§ To be done
Take each line containing the word "components" and copy it.

══ Data block

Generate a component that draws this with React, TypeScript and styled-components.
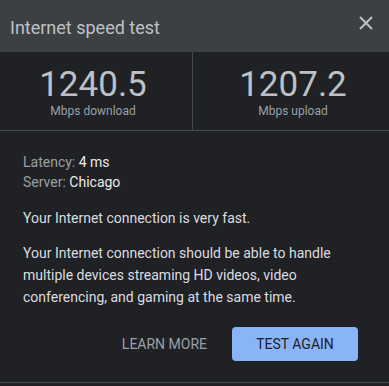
import React from "react";
import styled, { createGlobalStyle } from "styled-components";

const Global = createGlobalStyle`
  html, body {
    margin: 0;
    padding: 0;
    background: #202124;
  }
  body {
    font-family: Roboto, "Noto Sans", Arial, sans-serif;
    -webkit-font-smoothing: antialiased;
  }
`;

const Dialog = styled.div`
  width: 389px;
  background: #202124;
  display: flex;
  flex-direction: column;
  border-bottom: 1px solid #45484c;
`;

const Header = styled.header`
  height: 52px;
  box-sizing: border-box;
  background: #3c4043;
  display: flex;
  align-items: flex-start;
  justify-content: space-between;
  padding: 16px 16px 0 10px;
`;

const Title = styled.h1`
  margin: 0;
  font-size: 18px;
  line-height: 24px;
  font-weight: 400;
  color: #bdc1c6;
`;

const CloseButton = styled.button`
  border: 0;
  background: transparent;
  padding: 0;
  width: 14px;
  height: 14px;
  display: flex;
  cursor: pointer;
  color: #bdc1c6;
`;

const Stats = styled.div`
  display: grid;
  grid-template-columns: 193px 1fr;
  border-bottom: 1px solid #45484c;
`;

const Stat = styled.div<{ $divider?: boolean }>`
  display: flex;
  flex-direction: column;
  align-items: center;
  padding: 15px ${(p) => (p.$divider ? "6px" : "0")} 11px ${(p) => (p.$divider ? "0" : "4px")};
  border-right: ${(p) => (p.$divider ? "1px solid #45484c" : "none")};
`;

const Value = styled.div`
  font-size: 35px;
  line-height: 36px;
  color: #bdc1c6;
  font-weight: 400;
`;

const Unit = styled.div`
  font-size: 12px;
  line-height: 16px;
  color: #9aa0a6;
`;

const Body = styled.div`
  padding: 21px 31px 21px 23px;
  display: flex;
  flex-direction: column;
`;

const Meta = styled.div`
  font-size: 14px;
  line-height: 20px;
  color: #9aa0a6;
`;

const MetaValue = styled.span`
  color: #e8eaed;
`;

const Paragraph = styled.p<{ $top: number }>`
  margin: ${(p) => p.$top}px 0 0;
  font-size: 14px;
  line-height: 22px;
  color: #dadce0;
`;

const Actions = styled.div`
  display: flex;
  justify-content: flex-end;
  align-items: center;
  gap: 25px;
  margin-top: 19px;
`;

const TextButton = styled.button`
  border: 0;
  background: transparent;
  padding: 0;
  font-family: inherit;
  font-size: 14px;
  font-weight: 400;
  text-transform: uppercase;
  color: #9aa0a6;
  cursor: pointer;
`;

const PrimaryButton = styled.button`
  border: 0;
  height: 34px;
  width: 126px;
  border-radius: 4px;
  background: #8ab4f8;
  color: #202124;
  font-family: inherit;
  font-size: 14px;
  font-weight: 400;
  text-transform: uppercase;
  cursor: pointer;
`;

export default function App() {
  return (
    <>
      <Global />
      <Dialog>
        <Header>
          <Title>Internet speed test</Title>
          <CloseButton aria-label="Close">
            <svg width="14" height="14" viewBox="0 0 14 14">
              <path d="M1 1L13 13M13 1L1 13" stroke="currentColor" strokeWidth="2" />
            </svg>
          </CloseButton>
        </Header>
        <Stats>
          <Stat $divider>
            <Value>1240.5</Value>
            <Unit>Mbps download</Unit>
          </Stat>
          <Stat>
            <Value>1207.2</Value>
            <Unit>Mbps upload</Unit>
          </Stat>
        </Stats>
        <Body>
          <Meta>
            Latency: <MetaValue>4 ms</MetaValue>
          </Meta>
          <Meta>
            Server: <MetaValue>Chicago</MetaValue>
          </Meta>
          <Paragraph $top={15}>Your Internet connection is very fast.</Paragraph>
          <Paragraph $top={13}>
            Your Internet connection should be able to handle multiple devices streaming HD
            videos, video conferencing, and gaming at the same time.
          </Paragraph>
          <Actions>
            <TextButton>Learn more</TextButton>
            <PrimaryButton>Test again</PrimaryButton>
          </Actions>
        </Body>
      </Dialog>
    </>
  );
}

════

§ Complete output
Generate a component that draws this with React, TypeScript and styled-components.
import styled, { createGlobalStyle } from "styled-components";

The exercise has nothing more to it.